Elisabeth Junek, born in what was then known as Moravia, came in fifth in the 1928 Targa Florio in a Bugatti Type 35B. Canadian Kay Petre raced a blue Bugatti Type 35C from 1933-1935 at Brooklands, as well as other famed tracks like Le Mans and the Alpine and Monte Carlo rallies. Two Frenchwomen, Marguerite Mareuse and Odette Siko, shared a Bugatti Type 40 in 1930 as the first women to race at Le Mans, finishing seventh.

Lucy Schell was an American who raced a Bugatti in the 1932 St. Raphael Rally among other international races. The mother of Grand Prix driver Harry Schell, she shipped two Maserati 8CTFs to Indianapolis for the 1940 500, one of which is now in The Miles Collier Collections at the Revs Institute in Naples, FL.
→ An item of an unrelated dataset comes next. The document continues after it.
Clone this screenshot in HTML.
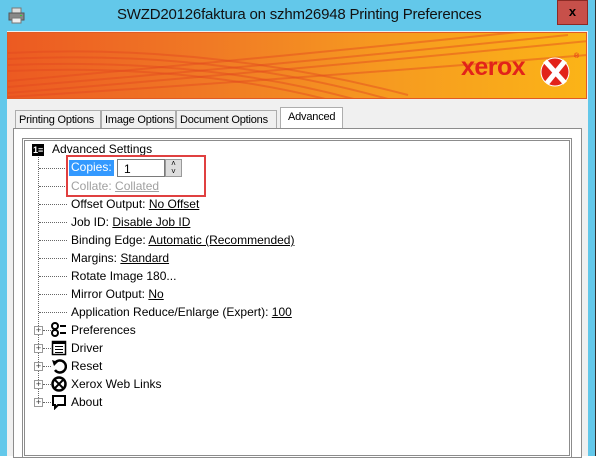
<!DOCTYPE html>
<html><head><style>
*{margin:0;padding:0;box-sizing:border-box}
body{width:600px;height:456px;overflow:hidden;background:#fff;font-family:"Liberation Sans",sans-serif;font-size:12px;position:relative}
.frame{position:absolute;left:0;top:0;width:596px;height:456px;background:#63c8ea;border-right:1px solid #333}
.title{position:absolute;left:117px;top:6px;width:361px;text-align:center;font-size:15px;color:#111;white-space:nowrap;letter-spacing:-0.2px}
.close{position:absolute;left:557px;top:0;width:31px;height:25px;background:#c7504a;border:1px solid #8a2a25;color:#000;font-weight:bold;font-size:13px;text-align:center;line-height:22px}
.client{position:absolute;left:7px;top:31px;width:581px;height:425px;background:#f0f0f0}
.banner{position:absolute;left:7px;top:32px;width:580px;height:67px;border:1px solid #e05a24;background:linear-gradient(90deg,#ec5a22 0%,#f07a25 35%,#f69a20 65%,#fbb417 100%);overflow:hidden}
.tab{position:absolute;top:110px;height:19px;border:1px solid #adadad;background:#f0f0f0;padding:0 3px;line-height:18px;font-size:11px;letter-spacing:-0.2px;white-space:nowrap;overflow:hidden}
.page{position:absolute;left:13px;top:128px;width:569px;height:330px;background:#fff;border:1px solid #8c8c8c}
.tree{position:absolute;left:22px;top:138px;width:550px;height:320px;border:3px double #8c8c8c}
.row{position:absolute;white-space:nowrap;color:#000}
u{text-decoration:underline}
.dot{position:absolute;border-top:1px dotted #666;height:0}
.vdot{position:absolute;border-left:1px dotted #666;width:0}
.plus{position:absolute;width:9px;height:9px;border:1px solid #999;background:#fff;font-size:9px;line-height:7px;text-align:center;color:#333}
</style></head><body>
<div class="frame"></div>
<svg style="position:absolute;left:8px;top:7px" width="18" height="18" viewBox="0 0 18 18"><rect x="4" y="1" width="9" height="5" fill="#ddd" stroke="#777"/><rect x="1" y="6" width="15" height="7" fill="#888" stroke="#555"/><rect x="4" y="11" width="9" height="5" fill="#eee" stroke="#777"/><rect x="12" y="8" width="2" height="1" fill="#3c3"/></svg>
<div class="title">SWZD20126faktura on szhm26948 Printing Preferences</div>
<div class="close">x</div>
<div class="client"></div>
<div class="banner">
<svg width="580" height="67" style="position:absolute;left:0;top:0">
<g fill="none" stroke="#e2461f" stroke-opacity="0.45" stroke-width="2">
<path d="M0 20 Q200 10 400 62"/><path d="M0 26 Q200 16 380 66"/><path d="M0 32 Q200 24 360 70"/><path d="M0 38 Q190 30 340 72"/>
<path d="M0 60 Q250 40 580 8"/><path d="M0 54 Q250 34 560 2"/><path d="M0 48 Q230 28 520 -2"/><path d="M0 64 Q260 48 580 22"/>
</g></svg>
<div style="position:absolute;left:453px;top:20px;font-size:25px;font-weight:bold;color:#e2231a;letter-spacing:-0.5px">xerox</div>
<svg style="position:absolute;left:530px;top:22px" width="34" height="34" viewBox="0 0 32 34"><circle cx="16" cy="17" r="14" fill="#e2231a"/><path d="M6 6 L26 28 M26 6 L8 28" stroke="#fff" stroke-width="5"/><circle cx="16" cy="17" r="14" fill="none" stroke="#fff" stroke-width="1"/></svg>
<div style="position:absolute;left:566px;top:20px;font-size:7px;color:#e2231a">®</div>
</div>
<div class="tab" style="left:15px;width:86px">Printing Options</div>
<div class="tab" style="left:101px;width:75px">Image Options</div>
<div class="tab" style="left:182px;width:95px;left:176px;width:101px">Document Options</div>
<div class="tab" style="left:280px;top:107px;height:22px;width:63px;background:#fff;border-bottom:none;padding-left:7px">Advanced</div>
<div class="page"></div>
<div class="tree"></div>
<div style="position:absolute;left:32px;top:144px;width:12px;height:12px;background:#000;color:#fff;font-size:9px;font-weight:bold;line-height:12px;padding-left:1px">1&#8801;</div>
<div class="row" style="left:52px;top:142px">Advanced Settings</div>
<div class="vdot" style="left:38px;top:157px;height:245px"></div>
<div class="dot" style="left:39px;top:168px;width:28px"></div>
<div class="dot" style="left:39px;top:186px;width:28px"></div>
<div class="dot" style="left:39px;top:204px;width:28px"></div>
<div class="dot" style="left:39px;top:222px;width:28px"></div>
<div class="dot" style="left:39px;top:240px;width:28px"></div>
<div class="dot" style="left:39px;top:258px;width:28px"></div>
<div class="dot" style="left:39px;top:276px;width:28px"></div>
<div class="dot" style="left:39px;top:294px;width:28px"></div>
<div class="dot" style="left:39px;top:312px;width:28px"></div>
<div style="position:absolute;left:69px;top:160px;width:45px;height:16px;background:#3399ff"></div>
<div class="row" style="left:71px;top:160px;color:#fff">Copies:</div>
<div style="position:absolute;left:117px;top:159px;width:48px;height:18px;border:1px solid #7a7a7a;background:#fff;padding:2px 0 0 6px">1</div>
<div style="position:absolute;left:165px;top:159px;width:17px;height:18px;background:#ddd;border:1px solid #999;font-size:8px;line-height:8px;text-align:center">&#708;<br>&#709;</div>
<div style="position:absolute;left:66px;top:155px;width:140px;height:42px;border:2px solid #e04040"></div>
<div class="row" style="left:71px;top:179px;color:#a0a0a0">Collate: <u>Collated</u></div>
<div class="row" style="left:71px;top:197px">Offset Output: <u>No Offset</u></div>
<div class="row" style="left:71px;top:215px">Job ID: <u>Disable Job ID</u></div>
<div class="row" style="left:71px;top:233px">Binding Edge: <u>Automatic (Recommended)</u></div>
<div class="row" style="left:71px;top:251px">Margins: <u>Standard</u></div>
<div class="row" style="left:71px;top:269px">Rotate Image 180...</div>
<div class="row" style="left:71px;top:287px">Mirror Output: <u>No</u></div>
<div class="row" style="left:71px;top:305px">Application Reduce/Enlarge (Expert): <u>100</u></div>
<div class="plus" style="left:34px;top:326px">+</div><div class="dot" style="left:43px;top:330px;width:8px"></div>
<div class="plus" style="left:34px;top:344px">+</div><div class="dot" style="left:43px;top:348px;width:8px"></div>
<div class="plus" style="left:34px;top:362px">+</div><div class="dot" style="left:43px;top:366px;width:8px"></div>
<div class="plus" style="left:34px;top:380px">+</div><div class="dot" style="left:43px;top:384px;width:8px"></div>
<div class="plus" style="left:34px;top:398px">+</div><div class="dot" style="left:43px;top:402px;width:8px"></div>
<svg style="position:absolute;left:51px;top:322px" width="16" height="16"><circle cx="4" cy="4" r="3" fill="none" stroke="#000" stroke-width="2"/><circle cx="4" cy="11" r="3" fill="none" stroke="#000" stroke-width="2"/><rect x="9" y="3" width="6" height="2"/><rect x="9" y="10" width="6" height="2"/></svg>
<div class="row" style="left:71px;top:323px">Preferences</div>
<svg style="position:absolute;left:51px;top:340px" width="16" height="16"><rect x="1.5" y="1.5" width="13" height="13" fill="#fff" stroke="#000" stroke-width="1.5"/><rect x="1" y="1" width="14" height="3"/><rect x="4" y="6" width="8" height="1"/><rect x="4" y="9" width="8" height="1"/><rect x="4" y="12" width="8" height="1"/></svg>
<div class="row" style="left:71px;top:341px">Driver</div>
<svg style="position:absolute;left:51px;top:358px" width="16" height="16"><path d="M4 5 A6 6 0 1 1 4 12" fill="none" stroke="#000" stroke-width="2.5"/><path d="M1 2 L7 4 L3 8Z"/></svg>
<div class="row" style="left:71px;top:359px">Reset</div>
<svg style="position:absolute;left:51px;top:376px" width="16" height="16"><circle cx="8" cy="8" r="6.5" fill="none" stroke="#000" stroke-width="2.5"/><path d="M4 4 L12 12 M12 4 L4 12" stroke="#000" stroke-width="2"/></svg>
<div class="row" style="left:71px;top:377px">Xerox Web Links</div>
<svg style="position:absolute;left:51px;top:394px" width="16" height="16"><path d="M2 2 H14 V11 H7 L4 14 V11 H2Z" fill="none" stroke="#000" stroke-width="2"/></svg>
<div class="row" style="left:71px;top:395px">About</div>
</body></html>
With that as background, St. James arranged with collector Chip Connor to have Hellé Nice’s Type 35 Bugatti at the 2017 Arizona Concours d’Elegance in Phoenix. The show also hosted a panel discussion titled “Legends: Pioneer Women in Racing.” The moderator? Lyn St. James.

2018 Rolex Monterery Motorsorts Reunion

The panel discussion prompted another link in the chain that would eventually put St. James behind the wheel of a classic Bugatti. Peter Mullin of the Mullin Automotive Museum in Oxnard, California, and Bugatti guru Jim Stranberg asked her if she’d like to drive the collection’s 1925 Type 35C Bugatti at the Rolex Reunion. So there she was, topping Laguna Seca’s famed Corkscrew, in a heat with Talbots, Alfa Romeos and even an ERA. You could almost see her grinning through her full-face helmet on every lap. Judging by her enthusiasm as she talked about the Bugatti after the races, you got the impression this isn’t the last time she will drive a Bugatti.